Advertido todo ello, hay que reconocer que The Leftovers vuelve a brillar tanto en la faceta estética como en la creación de un discurso simbólico lleno de matices. Resulta difícil sentirse distante de su hipnótica realización, que incluye guiños a maestros como Stanley Kubrick y David Lynch. La puesta en escena está arropada, además, por una banda sonora que abarca desde El coro de los esclavos hebreos del Nabucco de Verdi a Where is my Mind?, grandioso tema que se apodera del metraje tanto en su versión original de Pixies como en la serena adaptación para piano ejecutada por Maxence Cyrin.
El arsenal de impactos sensoriales invita al espectador a seguir viviendo como propia esta fábula sobre la América post 11-S. Los habitantes de la ficción siguen acomodándose a la rutina en un supuesto paraíso que cierra sus puertas al mundo colindante, de donde procede la amenaza de una secta que practica el terror como antídoto contra el olvido. Así las cosas, el ambiguo desenlace mezcla esperanzas y pecados en un abanico de conclusiones sin cerrar que abre la puerta a la tercera y definitiva temporada, finalmente confirmada por HBO.
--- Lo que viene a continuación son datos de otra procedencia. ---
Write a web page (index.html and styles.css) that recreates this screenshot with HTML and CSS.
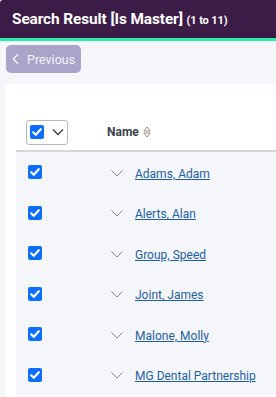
FILE: index.html
```html
<!DOCTYPE html>
<html lang="en">
<head>
    <meta charset="UTF-8">
    <meta name="viewport" content="width=device-width, initial-scale=1.0">
    <title>Search Result</title>
    <link rel="stylesheet" href="styles.css">
</head>
<body>
    <div class="header">
        <h1>Search Result [Is Master] <small>(1 to 11)</small></h1>
    </div>

    <div class="toolbar">
        <button class="prev">
            <svg width="8" height="12" viewBox="0 0 8 12"><path d="M6 1 1.5 6 6 11" fill="none" stroke="currentColor" stroke-width="1.5"/></svg>
            Previous
        </button>
    </div>

    <div class="card">
        <table class="results">
            <thead>
                <tr>
                    <th class="col-check">
                        <div class="select-all">
                            <span class="check"></span>
                            <svg width="12" height="8" viewBox="0 0 12 8"><path d="M1 1.5 6 6.5 11 1.5" fill="none" stroke="#3a3f4b" stroke-width="1.4"/></svg>
                        </div>
                    </th>
                    <th class="col-name">
                        Name
                        <svg class="sort" width="8" height="12" viewBox="0 0 8 12"><path d="M4 1 7.2 5H0.8Z M4 11 7.2 7H0.8Z" fill="none" stroke="#8c8070" stroke-width="0.9"/></svg>
                    </th>
                </tr>
            </thead>
            <tbody>
                <tr><td class="col-check"><span class="check"></span></td><td class="col-name"><svg class="expand" width="12" height="7" viewBox="0 0 12 7"><path d="M0.5 0.5 6 6 11.5 0.5" fill="none" stroke="#8a7fb0" stroke-width="1"/></svg><a href="#">Adams, Adam</a></td></tr>
                <tr><td class="col-check"><span class="check"></span></td><td class="col-name"><svg class="expand" width="12" height="7" viewBox="0 0 12 7"><path d="M0.5 0.5 6 6 11.5 0.5" fill="none" stroke="#8a7fb0" stroke-width="1"/></svg><a href="#">Alerts, Alan</a></td></tr>
                <tr><td class="col-check"><span class="check"></span></td><td class="col-name"><svg class="expand" width="12" height="7" viewBox="0 0 12 7"><path d="M0.5 0.5 6 6 11.5 0.5" fill="none" stroke="#8a7fb0" stroke-width="1"/></svg><a href="#">Group, Speed</a></td></tr>
                <tr><td class="col-check"><span class="check"></span></td><td class="col-name"><svg class="expand" width="12" height="7" viewBox="0 0 12 7"><path d="M0.5 0.5 6 6 11.5 0.5" fill="none" stroke="#8a7fb0" stroke-width="1"/></svg><a href="#">Joint, James</a></td></tr>
                <tr><td class="col-check"><span class="check"></span></td><td class="col-name"><svg class="expand" width="12" height="7" viewBox="0 0 12 7"><path d="M0.5 0.5 6 6 11.5 0.5" fill="none" stroke="#8a7fb0" stroke-width="1"/></svg><a href="#">Malone, Molly</a></td></tr>
                <tr><td class="col-check"><span class="check"></span></td><td class="col-name"><svg class="expand" width="12" height="7" viewBox="0 0 12 7"><path d="M0.5 0.5 6 6 11.5 0.5" fill="none" stroke="#8a7fb0" stroke-width="1"/></svg><a href="#">MG Dental Partnership</a></td></tr>
            </tbody>
        </table>
    </div>
</body>
</html>
```

FILE: styles.css
```css
html, body {
    margin: 0;
    padding: 0;
}
body {
    font-family: Roboto, "Liberation Sans", sans-serif;
    background: #f5f6fa;
    width: 276px;
    height: 397px;
    overflow: hidden;
}
.header {
    background: #3b1c47;
    border-bottom: 3px solid #2bedaa;
    height: 38px;
    display: flex;
    align-items: center;
    padding: 0 12px;
    border-radius: 3px 0 0 0;
}
.header h1 {
    margin: 0;
    color: #fff;
    font-size: 15.4px;
    font-weight: 700;
    white-space: nowrap;
    letter-spacing: -0.1px;
}
.header small {
    font-size: 11px;
    font-weight: 700;
}
.toolbar {
    padding: 4px 6px 0;
}
.prev {
    display: flex;
    align-items: center;
    gap: 7px;
    background: #aba4c9;
    color: #f2f0f8;
    border: none;
    border-radius: 5px;
    height: 28px;
    width: 75px;
    padding: 0 0 0 6px;
    font-family: inherit;
    font-size: 12.5px;
}
.card {
    background: #fff;
    margin: 11px 0 0 5px;
    padding: 30px 0 0 11px;
    height: 400px;
}
.results {
    border-collapse: collapse;
    width: 300px;
}
.results thead th {
    height: 36px;
    border-bottom: 2px solid #d3d6df;
    background: #fff;
    text-align: left;
    font-size: 12px;
    font-weight: 700;
    color: #3a3f4b;
    padding: 0;
}
.results tbody td {
    height: 40.5px;
    background: #f5f6fa;
    padding: 0;
}
.col-check {
    width: 81px;
    padding-left: 10px !important;
}
.results tbody .col-check {
    width: 79px;
    padding-left: 12px !important;
}
.select-all {
    display: flex;
    align-items: center;
    gap: 8px;
    width: 37px;
    height: 23px;
    border: 1px solid #b5b8bf;
    border-radius: 3px;
    padding-left: 3px;
}
.check {
    display: block;
    width: 14px;
    height: 14px;
    border-radius: 2px;
    background: #0d6efd url("data:image/svg+xml,%3Csvg xmlns='http://www.w3.org/2000/svg' viewBox='0 0 14 14'%3E%3Cpath d='M3.2 7.3 5.8 9.8 10.8 4.2' fill='none' stroke='white' stroke-width='2.2' stroke-linecap='round' stroke-linejoin='round'/%3E%3C/svg%3E") center / 14px no-repeat;
}
.sort {
    vertical-align: -2px;
    margin-left: 1px;
}
.col-name {
    white-space: nowrap;
}
.expand {
    margin: 0 12px 0 4px;
    vertical-align: 1px;
}
.col-name a {
    color: #1d5ea8;
    font-size: 12px;
    text-decoration: underline;
}
```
En cualquier caso el remate postrero, que gira en torno a la reconstrucción de la familia, resulta conmovedor. La panorámica circular que describe lo que halla Kevin en su casa durante la última y emocionante escena constituye un broche excelente. Poco antes, el protagonista ha tenido que cantar en un karaoke Homeward Bound, melancólica composición de Simon y Garfunkel que funciona a modo de anticipación. El mensaje de Lindelof y Perrotta queda lanzado: cuando el infierno incontrolable del exterior se abre paso sólo cabe buscar el camino de vuelta al hogar.